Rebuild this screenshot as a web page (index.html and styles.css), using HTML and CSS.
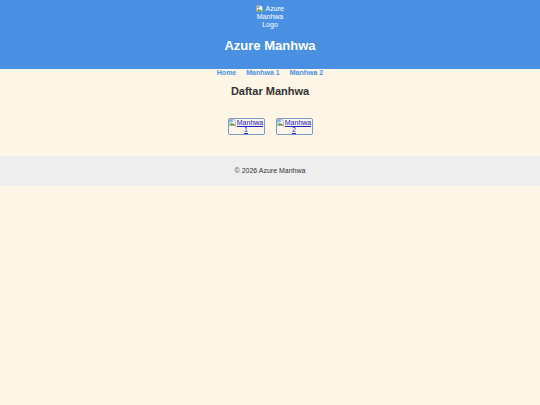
FILE: index.html
```html
<!DOCTYPE html>
<html lang="id">
<head>
    <meta charset="UTF-8">
    <meta name="viewport" content="width=device-width, initial-scale=1.0">
    <title>Azure Manhwa</title>
    <link rel="stylesheet" href="styles.css">
</head>
<body>
    <header class="site-header">
        <div class="logo">
            <svg class="broken-icon" viewBox="0 0 8 8" width="7" height="7"><path d="M0.5 0.5h5l2 2v5h-7z" fill="#f4f4f4" stroke="#9a9a9a" stroke-width="0.8"/><path d="M1 7l2-3 1.5 2 1-1 1.5 2z" fill="#5aa02c"/><rect x="1.2" y="1.2" width="3" height="2.2" fill="#7fb2e5"/></svg>
            Azure Manhwa Logo
        </div>
        <h1>Azure Manhwa</h1>
    </header>

    <nav class="main-nav">
        <a href="#">Home</a>
        <a href="#">Manhwa 1</a>
        <a href="#">Manhwa 2</a>
    </nav>

    <main>
        <h2>Daftar Manhwa</h2>
        <div class="manhwa-list">
            <div class="manhwa-card">
                <a href="#"><svg class="broken-icon" viewBox="0 0 8 8" width="7" height="7"><path d="M0.5 0.5h5l2 2v5h-7z" fill="#f4f4f4" stroke="#9a9a9a" stroke-width="0.8"/><path d="M1 7l2-3 1.5 2 1-1 1.5 2z" fill="#5aa02c"/><rect x="1.2" y="1.2" width="3" height="2.2" fill="#7fb2e5"/></svg>Manhwa 1</a>
            </div>
            <div class="manhwa-card">
                <a href="#"><svg class="broken-icon" viewBox="0 0 8 8" width="7" height="7"><path d="M0.5 0.5h5l2 2v5h-7z" fill="#f4f4f4" stroke="#9a9a9a" stroke-width="0.8"/><path d="M1 7l2-3 1.5 2 1-1 1.5 2z" fill="#5aa02c"/><rect x="1.2" y="1.2" width="3" height="2.2" fill="#7fb2e5"/></svg>Manhwa 2</a>
            </div>
        </div>
    </main>

    <footer class="site-footer">
        <p>&copy; 2026 Azure Manhwa</p>
    </footer>
</body>
</html>
```

FILE: styles.css
```css
body {
    font-family: 'Liberation Sans', Arial, sans-serif;
    background-color: #fdf5e6;
    margin: 0;
    padding: 0;
}
.site-header {
    background-color: #4a90e2;
    color: white;
    text-align: center;
    padding: 5px 0 16px;
}
.logo {
    width: 34px;
    margin: 0 auto;
    font-size: 7px;
    line-height: 8px;
}
.broken-icon {
    vertical-align: -1px;
    margin-right: 1px;
}
.site-header h1 {
    font-size: 13px;
    line-height: 15px;
    margin: 9px 0 0;
}
.main-nav {
    display: flex;
    justify-content: center;
    gap: 10px;
    padding: 0;
    line-height: 8px;
}
.main-nav a {
    color: #4a90e2;
    text-decoration: none;
    font-size: 7px;
    font-weight: bold;
}
main {
    text-align: center;
}
main h2 {
    font-size: 11px;
    line-height: 13px;
    color: #333;
    margin: 8px 0 20px;
}
.manhwa-list {
    display: flex;
    justify-content: center;
    gap: 11px;
    padding-bottom: 21px;
}
.manhwa-card {
    border: 1px solid #7a9cc8;
    border-radius: 2px;
    width: 35px;
    font-size: 7px;
    line-height: 7px;
    padding: 0 0 1px;
}
.manhwa-card a {
    color: #2222cc;
}
.site-footer {
    background-color: #eee;
    text-align: center;
    padding: 11px 0;
}
.site-footer p {
    margin: 0;
    font-size: 7px;
    line-height: 8px;
    color: #333;
}
```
+===+
** Task instructions **
The data above should be repeated exactly, minus any pictures.

** Response to the task **
Rebuild this screenshot as a web page (index.html and styles.css), using HTML and CSS.
FILE: index.html
```html
<!DOCTYPE html>
<html lang="id">
<head>
    <meta charset="UTF-8">
    <meta name="viewport" content="width=device-width, initial-scale=1.0">
    <title>Azure Manhwa</title>
    <link rel="stylesheet" href="styles.css">
</head>
<body>
    <header class="site-header">
        <div class="logo">
            <svg class="broken-icon" viewBox="0 0 8 8" width="7" height="7"><path d="M0.5 0.5h5l2 2v5h-7z" fill="#f4f4f4" stroke="#9a9a9a" stroke-width="0.8"/><path d="M1 7l2-3 1.5 2 1-1 1.5 2z" fill="#5aa02c"/><rect x="1.2" y="1.2" width="3" height="2.2" fill="#7fb2e5"/></svg>
            Azure Manhwa Logo
        </div>
        <h1>Azure Manhwa</h1>
    </header>

    <nav class="main-nav">
        <a href="#">Home</a>
        <a href="#">Manhwa 1</a>
        <a href="#">Manhwa 2</a>
    </nav>

    <main>
        <h2>Daftar Manhwa</h2>
        <div class="manhwa-list">
            <div class="manhwa-card">
                <a href="#"><svg class="broken-icon" viewBox="0 0 8 8" width="7" height="7"><path d="M0.5 0.5h5l2 2v5h-7z" fill="#f4f4f4" stroke="#9a9a9a" stroke-width="0.8"/><path d="M1 7l2-3 1.5 2 1-1 1.5 2z" fill="#5aa02c"/><rect x="1.2" y="1.2" width="3" height="2.2" fill="#7fb2e5"/></svg>Manhwa 1</a>
            </div>
            <div class="manhwa-card">
                <a href="#"><svg class="broken-icon" viewBox="0 0 8 8" width="7" height="7"><path d="M0.5 0.5h5l2 2v5h-7z" fill="#f4f4f4" stroke="#9a9a9a" stroke-width="0.8"/><path d="M1 7l2-3 1.5 2 1-1 1.5 2z" fill="#5aa02c"/><rect x="1.2" y="1.2" width="3" height="2.2" fill="#7fb2e5"/></svg>Manhwa 2</a>
            </div>
        </div>
    </main>

    <footer class="site-footer">
        <p>&copy; 2026 Azure Manhwa</p>
    </footer>
</body>
</html>
```

FILE: styles.css
```css
body {
    font-family: 'Liberation Sans', Arial, sans-serif;
    background-color: #fdf5e6;
    margin: 0;
    padding: 0;
}
.site-header {
    background-color: #4a90e2;
    color: white;
    text-align: center;
    padding: 5px 0 16px;
}
.logo {
    width: 34px;
    margin: 0 auto;
    font-size: 7px;
    line-height: 8px;
}
.broken-icon {
    vertical-align: -1px;
    margin-right: 1px;
}
.site-header h1 {
    font-size: 13px;
    line-height: 15px;
    margin: 9px 0 0;
}
.main-nav {
    display: flex;
    justify-content: center;
    gap: 10px;
    padding: 0;
    line-height: 8px;
}
.main-nav a {
    color: #4a90e2;
    text-decoration: none;
    font-size: 7px;
    font-weight: bold;
}
main {
    text-align: center;
}
main h2 {
    font-size: 11px;
    line-height: 13px;
    color: #333;
    margin: 8px 0 20px;
}
.manhwa-list {
    display: flex;
    justify-content: center;
    gap: 11px;
    padding-bottom: 21px;
}
.manhwa-card {
    border: 1px solid #7a9cc8;
    border-radius: 2px;
    width: 35px;
    font-size: 7px;
    line-height: 7px;
    padding: 0 0 1px;
}
.manhwa-card a {
    color: #2222cc;
}
.site-footer {
    background-color: #eee;
    text-align: center;
    padding: 11px 0;
}
.site-footer p {
    margin: 0;
    font-size: 7px;
    line-height: 8px;
    color: #333;
}
```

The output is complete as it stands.